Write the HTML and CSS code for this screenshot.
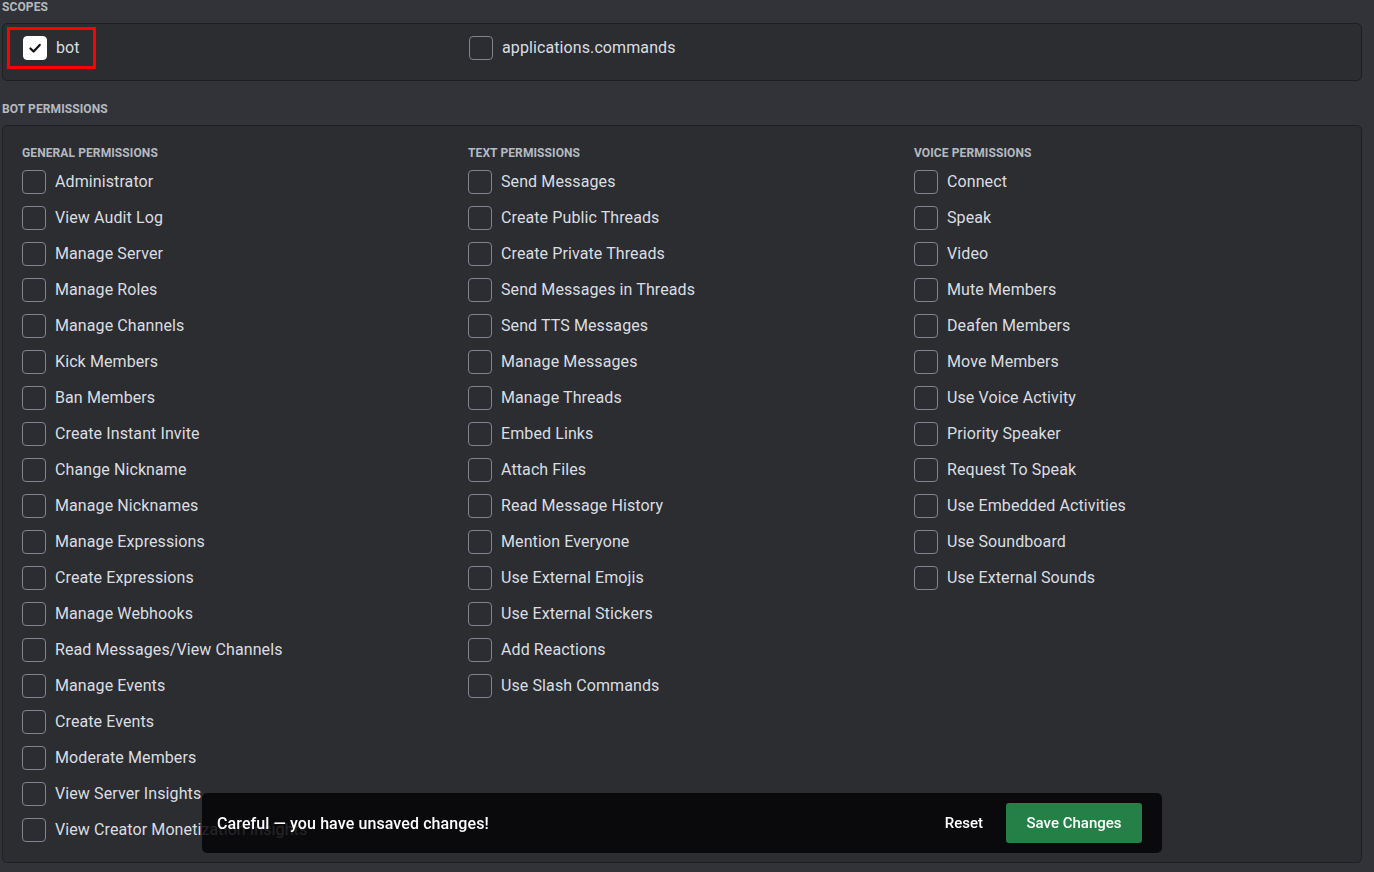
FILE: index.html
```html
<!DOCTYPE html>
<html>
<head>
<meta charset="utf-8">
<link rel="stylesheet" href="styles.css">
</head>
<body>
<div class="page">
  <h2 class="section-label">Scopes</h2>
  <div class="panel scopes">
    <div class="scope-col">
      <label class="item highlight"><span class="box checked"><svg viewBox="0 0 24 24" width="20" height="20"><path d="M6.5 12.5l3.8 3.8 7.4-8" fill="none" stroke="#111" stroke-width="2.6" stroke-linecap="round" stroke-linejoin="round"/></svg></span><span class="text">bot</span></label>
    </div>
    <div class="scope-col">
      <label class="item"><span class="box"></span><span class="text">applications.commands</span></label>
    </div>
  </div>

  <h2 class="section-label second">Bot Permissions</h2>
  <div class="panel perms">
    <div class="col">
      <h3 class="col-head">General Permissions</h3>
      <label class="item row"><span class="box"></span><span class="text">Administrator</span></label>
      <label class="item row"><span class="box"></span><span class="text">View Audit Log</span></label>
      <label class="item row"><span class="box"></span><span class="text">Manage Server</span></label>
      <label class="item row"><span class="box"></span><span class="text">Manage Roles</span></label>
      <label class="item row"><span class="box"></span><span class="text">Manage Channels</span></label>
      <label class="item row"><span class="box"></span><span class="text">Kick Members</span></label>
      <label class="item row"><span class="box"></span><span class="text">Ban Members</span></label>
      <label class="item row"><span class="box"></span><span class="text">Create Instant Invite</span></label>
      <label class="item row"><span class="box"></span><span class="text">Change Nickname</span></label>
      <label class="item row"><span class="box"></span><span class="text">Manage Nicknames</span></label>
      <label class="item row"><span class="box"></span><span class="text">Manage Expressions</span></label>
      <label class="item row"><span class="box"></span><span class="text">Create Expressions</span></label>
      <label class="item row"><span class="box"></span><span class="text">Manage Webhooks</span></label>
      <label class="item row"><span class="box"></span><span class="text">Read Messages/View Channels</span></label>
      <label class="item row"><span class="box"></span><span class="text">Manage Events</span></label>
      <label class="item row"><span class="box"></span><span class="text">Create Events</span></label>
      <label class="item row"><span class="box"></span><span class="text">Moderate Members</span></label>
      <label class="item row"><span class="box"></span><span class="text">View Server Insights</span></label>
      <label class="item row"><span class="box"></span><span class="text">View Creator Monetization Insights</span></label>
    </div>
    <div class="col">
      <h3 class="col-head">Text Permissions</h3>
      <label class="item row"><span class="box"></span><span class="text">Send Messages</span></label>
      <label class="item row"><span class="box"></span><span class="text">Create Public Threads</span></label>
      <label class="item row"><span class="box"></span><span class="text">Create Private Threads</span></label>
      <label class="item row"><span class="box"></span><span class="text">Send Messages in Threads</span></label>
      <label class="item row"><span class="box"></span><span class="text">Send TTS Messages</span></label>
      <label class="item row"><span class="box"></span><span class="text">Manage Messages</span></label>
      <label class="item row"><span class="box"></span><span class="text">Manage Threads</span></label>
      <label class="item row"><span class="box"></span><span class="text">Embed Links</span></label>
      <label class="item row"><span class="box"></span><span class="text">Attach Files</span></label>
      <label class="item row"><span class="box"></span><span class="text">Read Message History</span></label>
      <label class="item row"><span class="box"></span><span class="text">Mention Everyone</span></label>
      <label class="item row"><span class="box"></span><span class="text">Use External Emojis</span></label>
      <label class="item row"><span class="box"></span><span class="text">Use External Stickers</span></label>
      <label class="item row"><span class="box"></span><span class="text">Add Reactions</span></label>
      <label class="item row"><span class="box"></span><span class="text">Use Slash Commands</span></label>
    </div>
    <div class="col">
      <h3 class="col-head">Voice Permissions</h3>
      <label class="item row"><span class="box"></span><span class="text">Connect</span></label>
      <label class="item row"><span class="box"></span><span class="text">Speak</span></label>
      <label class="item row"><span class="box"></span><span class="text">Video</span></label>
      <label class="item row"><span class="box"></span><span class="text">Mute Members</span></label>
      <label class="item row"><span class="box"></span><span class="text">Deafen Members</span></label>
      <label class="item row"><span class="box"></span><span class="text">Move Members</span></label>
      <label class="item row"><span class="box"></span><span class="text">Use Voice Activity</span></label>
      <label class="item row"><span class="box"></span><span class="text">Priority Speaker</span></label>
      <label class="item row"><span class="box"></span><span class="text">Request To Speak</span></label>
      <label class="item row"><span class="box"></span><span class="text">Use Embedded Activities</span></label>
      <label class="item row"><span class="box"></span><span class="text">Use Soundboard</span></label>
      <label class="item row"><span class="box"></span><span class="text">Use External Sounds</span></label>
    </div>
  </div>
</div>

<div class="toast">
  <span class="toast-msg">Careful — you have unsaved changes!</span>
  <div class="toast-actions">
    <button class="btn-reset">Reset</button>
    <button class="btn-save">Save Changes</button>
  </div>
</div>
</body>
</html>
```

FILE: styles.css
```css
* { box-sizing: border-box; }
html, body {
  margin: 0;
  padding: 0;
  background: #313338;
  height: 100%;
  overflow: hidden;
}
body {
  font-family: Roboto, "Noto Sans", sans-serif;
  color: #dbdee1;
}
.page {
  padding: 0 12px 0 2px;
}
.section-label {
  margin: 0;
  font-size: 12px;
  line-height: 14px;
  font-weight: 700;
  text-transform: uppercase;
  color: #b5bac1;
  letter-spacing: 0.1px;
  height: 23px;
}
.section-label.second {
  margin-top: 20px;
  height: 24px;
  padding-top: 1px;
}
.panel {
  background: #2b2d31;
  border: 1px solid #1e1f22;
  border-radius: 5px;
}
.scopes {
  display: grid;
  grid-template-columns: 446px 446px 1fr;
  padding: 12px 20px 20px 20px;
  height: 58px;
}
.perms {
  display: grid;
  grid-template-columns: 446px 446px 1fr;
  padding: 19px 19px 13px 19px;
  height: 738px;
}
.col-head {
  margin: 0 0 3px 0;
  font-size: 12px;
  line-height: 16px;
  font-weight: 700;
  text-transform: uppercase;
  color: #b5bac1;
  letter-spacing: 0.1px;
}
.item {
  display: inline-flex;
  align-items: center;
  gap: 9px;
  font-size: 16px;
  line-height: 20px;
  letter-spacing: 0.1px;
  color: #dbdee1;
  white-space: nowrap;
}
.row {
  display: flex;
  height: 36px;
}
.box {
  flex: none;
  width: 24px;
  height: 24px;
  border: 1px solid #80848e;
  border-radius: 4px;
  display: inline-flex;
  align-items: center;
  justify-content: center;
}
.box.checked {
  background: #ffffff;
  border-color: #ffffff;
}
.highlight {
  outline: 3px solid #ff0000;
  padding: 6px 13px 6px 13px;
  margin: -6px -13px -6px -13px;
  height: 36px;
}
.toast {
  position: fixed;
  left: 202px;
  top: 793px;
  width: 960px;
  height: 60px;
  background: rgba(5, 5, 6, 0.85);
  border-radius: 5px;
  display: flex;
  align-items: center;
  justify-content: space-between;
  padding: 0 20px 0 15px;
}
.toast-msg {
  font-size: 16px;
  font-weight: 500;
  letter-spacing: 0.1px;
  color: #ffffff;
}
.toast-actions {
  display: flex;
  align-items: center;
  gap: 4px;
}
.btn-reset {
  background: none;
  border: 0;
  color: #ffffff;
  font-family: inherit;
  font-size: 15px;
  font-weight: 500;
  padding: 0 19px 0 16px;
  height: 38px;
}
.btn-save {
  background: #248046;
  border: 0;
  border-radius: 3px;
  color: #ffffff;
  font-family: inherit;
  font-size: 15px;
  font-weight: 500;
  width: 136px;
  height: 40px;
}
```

§ **EXERCISE PROMPT**
Write the listing above out again exactly, dropping each image.

§ **SOLUTION TO THE EXERCISE**
Write the HTML and CSS code for this screenshot.
FILE: index.html
```html
<!DOCTYPE html>
<html>
<head>
<meta charset="utf-8">
<link rel="stylesheet" href="styles.css">
</head>
<body>
<div class="page">
  <h2 class="section-label">Scopes</h2>
  <div class="panel scopes">
    <div class="scope-col">
      <label class="item highlight"><span class="box checked"><svg viewBox="0 0 24 24" width="20" height="20"><path d="M6.5 12.5l3.8 3.8 7.4-8" fill="none" stroke="#111" stroke-width="2.6" stroke-linecap="round" stroke-linejoin="round"/></svg></span><span class="text">bot</span></label>
    </div>
    <div class="scope-col">
      <label class="item"><span class="box"></span><span class="text">applications.commands</span></label>
    </div>
  </div>

  <h2 class="section-label second">Bot Permissions</h2>
  <div class="panel perms">
    <div class="col">
      <h3 class="col-head">General Permissions</h3>
      <label class="item row"><span class="box"></span><span class="text">Administrator</span></label>
      <label class="item row"><span class="box"></span><span class="text">View Audit Log</span></label>
      <label class="item row"><span class="box"></span><span class="text">Manage Server</span></label>
      <label class="item row"><span class="box"></span><span class="text">Manage Roles</span></label>
      <label class="item row"><span class="box"></span><span class="text">Manage Channels</span></label>
      <label class="item row"><span class="box"></span><span class="text">Kick Members</span></label>
      <label class="item row"><span class="box"></span><span class="text">Ban Members</span></label>
      <label class="item row"><span class="box"></span><span class="text">Create Instant Invite</span></label>
      <label class="item row"><span class="box"></span><span class="text">Change Nickname</span></label>
      <label class="item row"><span class="box"></span><span class="text">Manage Nicknames</span></label>
      <label class="item row"><span class="box"></span><span class="text">Manage Expressions</span></label>
      <label class="item row"><span class="box"></span><span class="text">Create Expressions</span></label>
      <label class="item row"><span class="box"></span><span class="text">Manage Webhooks</span></label>
      <label class="item row"><span class="box"></span><span class="text">Read Messages/View Channels</span></label>
      <label class="item row"><span class="box"></span><span class="text">Manage Events</span></label>
      <label class="item row"><span class="box"></span><span class="text">Create Events</span></label>
      <label class="item row"><span class="box"></span><span class="text">Moderate Members</span></label>
      <label class="item row"><span class="box"></span><span class="text">View Server Insights</span></label>
      <label class="item row"><span class="box"></span><span class="text">View Creator Monetization Insights</span></label>
    </div>
    <div class="col">
      <h3 class="col-head">Text Permissions</h3>
      <label class="item row"><span class="box"></span><span class="text">Send Messages</span></label>
      <label class="item row"><span class="box"></span><span class="text">Create Public Threads</span></label>
      <label class="item row"><span class="box"></span><span class="text">Create Private Threads</span></label>
      <label class="item row"><span class="box"></span><span class="text">Send Messages in Threads</span></label>
      <label class="item row"><span class="box"></span><span class="text">Send TTS Messages</span></label>
      <label class="item row"><span class="box"></span><span class="text">Manage Messages</span></label>
      <label class="item row"><span class="box"></span><span class="text">Manage Threads</span></label>
      <label class="item row"><span class="box"></span><span class="text">Embed Links</span></label>
      <label class="item row"><span class="box"></span><span class="text">Attach Files</span></label>
      <label class="item row"><span class="box"></span><span class="text">Read Message History</span></label>
      <label class="item row"><span class="box"></span><span class="text">Mention Everyone</span></label>
      <label class="item row"><span class="box"></span><span class="text">Use External Emojis</span></label>
      <label class="item row"><span class="box"></span><span class="text">Use External Stickers</span></label>
      <label class="item row"><span class="box"></span><span class="text">Add Reactions</span></label>
      <label class="item row"><span class="box"></span><span class="text">Use Slash Commands</span></label>
    </div>
    <div class="col">
      <h3 class="col-head">Voice Permissions</h3>
      <label class="item row"><span class="box"></span><span class="text">Connect</span></label>
      <label class="item row"><span class="box"></span><span class="text">Speak</span></label>
      <label class="item row"><span class="box"></span><span class="text">Video</span></label>
      <label class="item row"><span class="box"></span><span class="text">Mute Members</span></label>
      <label class="item row"><span class="box"></span><span class="text">Deafen Members</span></label>
      <label class="item row"><span class="box"></span><span class="text">Move Members</span></label>
      <label class="item row"><span class="box"></span><span class="text">Use Voice Activity</span></label>
      <label class="item row"><span class="box"></span><span class="text">Priority Speaker</span></label>
      <label class="item row"><span class="box"></span><span class="text">Request To Speak</span></label>
      <label class="item row"><span class="box"></span><span class="text">Use Embedded Activities</span></label>
      <label class="item row"><span class="box"></span><span class="text">Use Soundboard</span></label>
      <label class="item row"><span class="box"></span><span class="text">Use External Sounds</span></label>
    </div>
  </div>
</div>

<div class="toast">
  <span class="toast-msg">Careful — you have unsaved changes!</span>
  <div class="toast-actions">
    <button class="btn-reset">Reset</button>
    <button class="btn-save">Save Changes</button>
  </div>
</div>
</body>
</html>
```

FILE: styles.css
```css
* { box-sizing: border-box; }
html, body {
  margin: 0;
  padding: 0;
  background: #313338;
  height: 100%;
  overflow: hidden;
}
body {
  font-family: Roboto, "Noto Sans", sans-serif;
  color: #dbdee1;
}
.page {
  padding: 0 12px 0 2px;
}
.section-label {
  margin: 0;
  font-size: 12px;
  line-height: 14px;
  font-weight: 700;
  text-transform: uppercase;
  color: #b5bac1;
  letter-spacing: 0.1px;
  height: 23px;
}
.section-label.second {
  margin-top: 20px;
  height: 24px;
  padding-top: 1px;
}
.panel {
  background: #2b2d31;
  border: 1px solid #1e1f22;
  border-radius: 5px;
}
.scopes {
  display: grid;
  grid-template-columns: 446px 446px 1fr;
  padding: 12px 20px 20px 20px;
  height: 58px;
}
.perms {
  display: grid;
  grid-template-columns: 446px 446px 1fr;
  padding: 19px 19px 13px 19px;
  height: 738px;
}
.col-head {
  margin: 0 0 3px 0;
  font-size: 12px;
  line-height: 16px;
  font-weight: 700;
  text-transform: uppercase;
  color: #b5bac1;
  letter-spacing: 0.1px;
}
.item {
  display: inline-flex;
  align-items: center;
  gap: 9px;
  font-size: 16px;
  line-height: 20px;
  letter-spacing: 0.1px;
  color: #dbdee1;
  white-space: nowrap;
}
.row {
  display: flex;
  height: 36px;
}
.box {
  flex: none;
  width: 24px;
  height: 24px;
  border: 1px solid #80848e;
  border-radius: 4px;
  display: inline-flex;
  align-items: center;
  justify-content: center;
}
.box.checked {
  background: #ffffff;
  border-color: #ffffff;
}
.highlight {
  outline: 3px solid #ff0000;
  padding: 6px 13px 6px 13px;
  margin: -6px -13px -6px -13px;
  height: 36px;
}
.toast {
  position: fixed;
  left: 202px;
  top: 793px;
  width: 960px;
  height: 60px;
  background: rgba(5, 5, 6, 0.85);
  border-radius: 5px;
  display: flex;
  align-items: center;
  justify-content: space-between;
  padding: 0 20px 0 15px;
}
.toast-msg {
  font-size: 16px;
  font-weight: 500;
  letter-spacing: 0.1px;
  color: #ffffff;
}
.toast-actions {
  display: flex;
  align-items: center;
  gap: 4px;
}
.btn-reset {
  background: none;
  border: 0;
  color: #ffffff;
  font-family: inherit;
  font-size: 15px;
  font-weight: 500;
  padding: 0 19px 0 16px;
  height: 38px;
}
.btn-save {
  background: #248046;
  border: 0;
  border-radius: 3px;
  color: #ffffff;
  font-family: inherit;
  font-size: 15px;
  font-weight: 500;
  width: 136px;
  height: 40px;
}
```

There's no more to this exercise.